Jo, Y. (Daewoo Shipbuilding and Marine Engineering) | Choi, J. (Daewoo Shipbuilding and Marine Engineering) | Park, S. (Daewoo Shipbuilding and Marine Engineering) | Lee, J. (Daewoo Shipbuilding and Marine Engineering) | Ki, H. (Daewoo Shipbuilding and Marine Engineering) | Han, S. (Daewoo Shipbuilding and Marine Engineering)
The activities related to exploitation for oil and gas in the Arctic areas increase significantly. In order to transport increased resources in the Arctic areas, large Arctic commercial vessels such as gas carriers, oil tankers, bulk carriers, etc. are needed for mass transportation. In Arctic area, the ice load is the main factor of environmental load acting on Arctic vessel. The ice load is increased with the enlargement of vessel.

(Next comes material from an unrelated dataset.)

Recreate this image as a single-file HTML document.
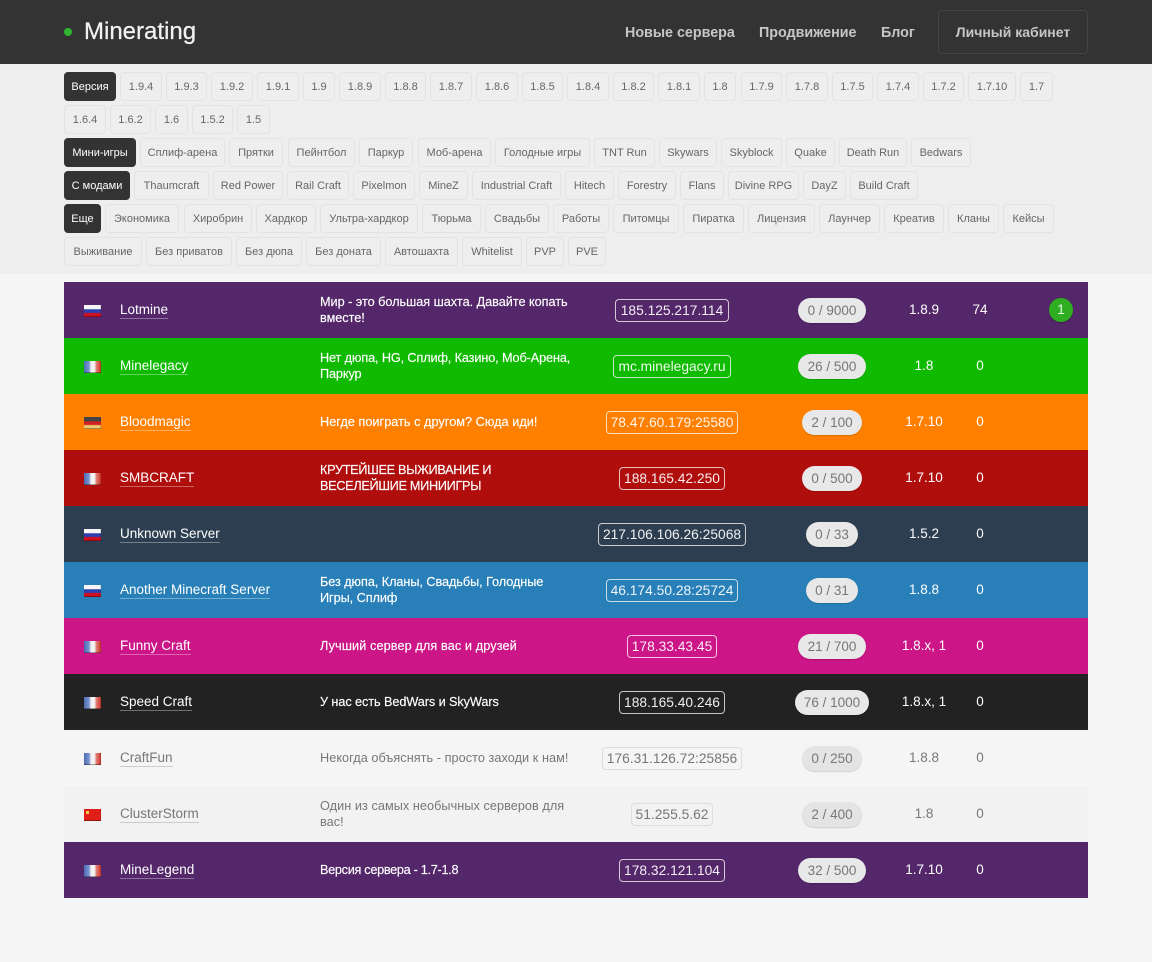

The largest Arctic commercial vessel was built by DSME in 2016. The vessel was delivered after completion of ice trial in March 2017. The size of Arctic LNG carrier is larger than any other Arctic vessels have been constructed so far. The ice load monitoring system was installed for ice load measurement and structural safety of ice navigation of this large LNG carrier.
This paper is concerned with comparison between estimated ice load for structural design and measured ice load for vessel navigation in Arctic area. Design ice load was calculated according to prescriptive rules of the Classification societies. Actual ice load during ice navigation was measured from ice load monitoring system. The arrangement of sensors in the monitoring system was determined for the precise measurement of ice induced loads acting on the hull. FE analyses were also carried out to compare between estimated ice load and measured ice load considering complex structural details in the Arctic LNG carrier.